How long does it take to get in shape?
In this article, I’m not going to talk about optimal training frequency, or the details of the physiological changes in our bodies, since that would require an article of its own. We know that physical fitness is essential to the health of our bodies and minds... so I wanted to highlight a few training facts to help you take action, but also to encourage you to maintain your active lifestyle and stay committed once summer is over.
Your body actually starts getting stronger and healthier just hours after you start working out.
After just a few strength-training sessions, your brain learns to recruit more muscle fibers and make them contract all at once to produce a greater force. This “neural activation” kicks in after only a few workouts, allowing you to get stronger almost immediately, well before your muscles get noticeably bigger.
For the average person at the gym, it will take six months or more to see significant sculpting of the body – even though strength has been increasing from day one.
After a strength training session, there’s an increase in your muscle protein synthesis (MPS) rate (MPS rate is what adds protein to the muscle, which makes it larger). Once your workout is completed, MPS rate increases above resting levels for ~24-36 hours.
Strength training workouts can be constructed in many different ways. Common training variables include (each of these training variables influences the extent of muscle growth):
Contraction mode (eccentric, concentric, isometric, etc.)
Relative load (% of 1RM)
External load type
Range of motion
Proximity to failure
Rest period duration
Repetition duration (tempo)
Weight loss is more difficult to predict, because it depends on your starting point, your health history, your genetics, your eating habits, your workout routine, and many more factors.
Like strength training, aerobic exercise produces major health and performance benefits long before you see them in the mirror.

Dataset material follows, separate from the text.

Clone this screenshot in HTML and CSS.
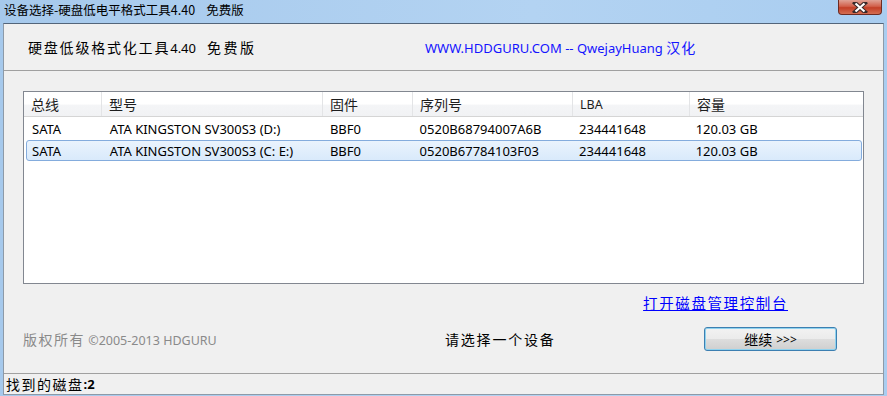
FILE: index.html
```html
<!DOCTYPE html>
<html>
<head>
<meta charset="utf-8">
<link rel="stylesheet" href="styles.css">
</head>
<body>
<div class="window">
  <div class="titlebar">
    <span class="title">设备选择-硬盘低电平格式工具4.40&nbsp;&nbsp;&nbsp;&nbsp;免费版</span>
    <div class="close"><svg width="18" height="11" viewBox="0 0 18 11"><path d="M4 1 L14 10 M14 1 L4 10" stroke="#3a2a2a" stroke-width="4.2" stroke-linecap="square"/><path d="M4.5 1.5 L13.5 9.5 M13.5 1.5 L4.5 9.5" stroke="#ffffff" stroke-width="2.2"/></svg></div>
  </div>
  <div class="client">
    <div class="header">
      <span class="apptitle"><span class="cjk">硬盘低级格式化工具</span><span class="lat">4.40</span><span class="cjk sp">免费版</span></span>
      <span class="site">WWW.HDDGURU.COM -- QwejayHuang <span class="cjk2">汉化</span></span>
    </div>
    <div class="main">
      <div class="listview">
        <div class="lv-head">
          <div class="c c1 hc">总线</div>
          <div class="c c2 hc">型号</div>
          <div class="c c3 hc">固件</div>
          <div class="c c4 hc">序列号</div>
          <div class="c c5 hc lat">LBA</div>
          <div class="c c6 hc last">容量</div>
        </div>
        <div class="row">
          <div class="c c1">SATA</div>
          <div class="c c2">ATA KINGSTON SV300S3 (D:)</div>
          <div class="c c3">BBF0</div>
          <div class="c c4">0520B68794007A6B</div>
          <div class="c c5">234441648</div>
          <div class="c c6">120.03 GB</div>
        </div>
        <div class="row sel">
          <div class="c c1">SATA</div>
          <div class="c c2">ATA KINGSTON SV300S3 (C: E:)</div>
          <div class="c c3">BBF0</div>
          <div class="c c4">0520B67784103F03</div>
          <div class="c c5">234441648</div>
          <div class="c c6">120.03 GB</div>
        </div>
      </div>
      <div class="linkrow"><a class="link" href="#">打开磁盘管理控制台</a></div>
      <div class="bottomrow">
        <span class="copy"><span class="cjk">版权所有</span> <span class="lat">©2005-2013 HDGURU</span></span>
        <span class="prompt">请选择一个设备</span>
        <button class="btn"><span class="cjk">继续</span> <span class="lat">&gt;&gt;&gt;</span></button>
      </div>
    </div>
    <div class="status"><span class="cjk">找到的磁盘</span><span class="lat b">:2</span></div>
  </div>
</div>
</body>
</html>
```
FILE: styles.css
```css
html, body { margin: 0; padding: 0; }
body { width: 887px; height: 396px; overflow: hidden; background: #a9cbec; font-family: "Noto Sans", "Noto Sans CJK SC", sans-serif; }
.window { width: 887px; height: 396px; display: flex; flex-direction: column; background: linear-gradient(90deg, #a6c9ec, #b3d3f2 60%, #a9cdf0); }
.titlebar { height: 23px; position: relative; display: flex; align-items: flex-start; }
.title { font-family: "Noto Sans CJK SC", sans-serif; font-size: 12.5px; color: #000; padding: 1px 0 0 4px; line-height: 17px; white-space: pre; }
.close { position: absolute; left: 838px; top: 0; width: 44px; height: 15px; border: 1px solid #6d2b22; border-top: none; border-radius: 0 0 4px 4px; box-sizing: border-box; background: linear-gradient(#e0a295, #d2614c 45%, #c33f27 55%, #d46e52); display: flex; justify-content: center; align-items: center; }
.client { flex: 1; margin: 0 3px 1px 3px; border-top: 1px solid #53657a; border-left: 1px solid #8d9aa8; border-right: 1px solid #8d9aa8; border-bottom: 1px solid #8d9aa8; background: #f0f0f0; display: flex; flex-direction: column; }
.header { height: 47px; border-bottom: 1px solid #a0a0a0; display: flex; align-items: center; box-sizing: border-box; padding-left: 24px; }
.cjk { font-family: "Noto Sans CJK SC", sans-serif; }
.cjk2 { font-family: "Noto Sans CJK SC", sans-serif; font-size: 14px; letter-spacing: 1px; }
.lat { font-family: "Noto Sans", sans-serif; }
.apptitle { font-size: 14px; color: #000; width: 397px; }
.apptitle .cjk { letter-spacing: 1.8px; }
.apptitle .lat { font-size: 13px; margin-right: 11px; }
.apptitle .sp { letter-spacing: 2.5px; }
.site { color: #1414ff; font-size: 13px; }
.main { flex: 1; padding: 20px 19px 0 19px; display: flex; flex-direction: column; }
.listview { height: 193px; border: 1px solid #828790; background: #fff; box-sizing: border-box; }
.lv-head { height: 24px; display: flex; background: linear-gradient(#ffffff, #ffffff 50%, #f4f5f7 55%, #f1f2f4); border-bottom: 1px solid #d5d5d5; }
.c { box-sizing: border-box; padding-left: 7px; font-size: 13px; white-space: nowrap; display: flex; align-items: center; color: #000; }
.hc { font-family: "Noto Sans CJK SC", sans-serif; font-size: 14px; border-right: 1px solid #e3e4e6; color: #1e1e1e; }
.hc.lat { font-family: "Noto Sans", sans-serif; font-size: 12.5px; }
.hc.last { flex: 1; border-right: none; }
.c1 { width: 78px; }
.c2 { width: 221px; }
.c3 { width: 90px; }
.c4 { width: 160px; }
.c5 { width: 117px; }
.c6 { width: 173px; }
.row { height: 21px; display: flex; margin: 1px 1px 0 2px; border: 1px solid transparent; box-sizing: border-box; }
.row .c1 { width: 76px; padding-left: 5px; }
.row.sel { background: linear-gradient(#eaf3fd, #d9eafb); border-color: #84acdd; border-radius: 3px; }
.linkrow { height: 37px; display: flex; justify-content: flex-end; align-items: center; padding-right: 76px; }
.link { font-family: "Noto Sans CJK SC", sans-serif; font-size: 14.5px; letter-spacing: 1.6px; color: #0000ff; text-decoration: underline; }
.bottomrow { height: 36px; display: flex; align-items: center; }
.copy { color: #8a8a8a; font-size: 12.5px; width: 422px; }
.copy .cjk { font-size: 14px; letter-spacing: 1.5px; }
.prompt { font-family: "Noto Sans CJK SC", sans-serif; font-size: 14px; letter-spacing: 1.8px; color: #000; width: 259px; }
.btn { width: 133px; height: 24px; border: 1px solid #3c7fb1; border-radius: 3px; box-shadow: inset 0 0 0 1px #8fd2ee; font-size: 12px; padding: 0; color: #000; display: flex; align-items: center; justify-content: center; gap: 4px; background: linear-gradient(#f2f2f2, #ebebeb 50%, #dddddd 51%, #cfcfcf); }
.btn .cjk { font-size: 14px; }
.status { height: 20px; margin-top: auto; border-top: 1px solid #a0a0a0; display: flex; align-items: center; padding-left: 2px; font-size: 14px; color: #000; }
.status .cjk { letter-spacing: 1.5px; }
.status .b { font-weight: bold; font-size: 13px; }
```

Aerobic exercise increase the number of mitochondria, which are essentially the “cellular power plants” in your muscles that use oxygen to produce energy: the more mitochondria you have, the faster and faster you can run, at the more fat your muscles will burn.
Studies have found that 6 weeks of training will boost mitochondria levels by 50%.
Health benefits on the other hand kick in after a single bout of aerobic exercise.
For about 48hrs after a workout, your muscles will be consuming more glucose than usual, helping to bring down blood-sugar levels.
After a few workouts, your insulin sensitivity will begin to improve, offering further control of blood sugar.
“Getting in shape” is a journey that extends over months and even years, but the process – and the benefits – start as soon as you begin exercising.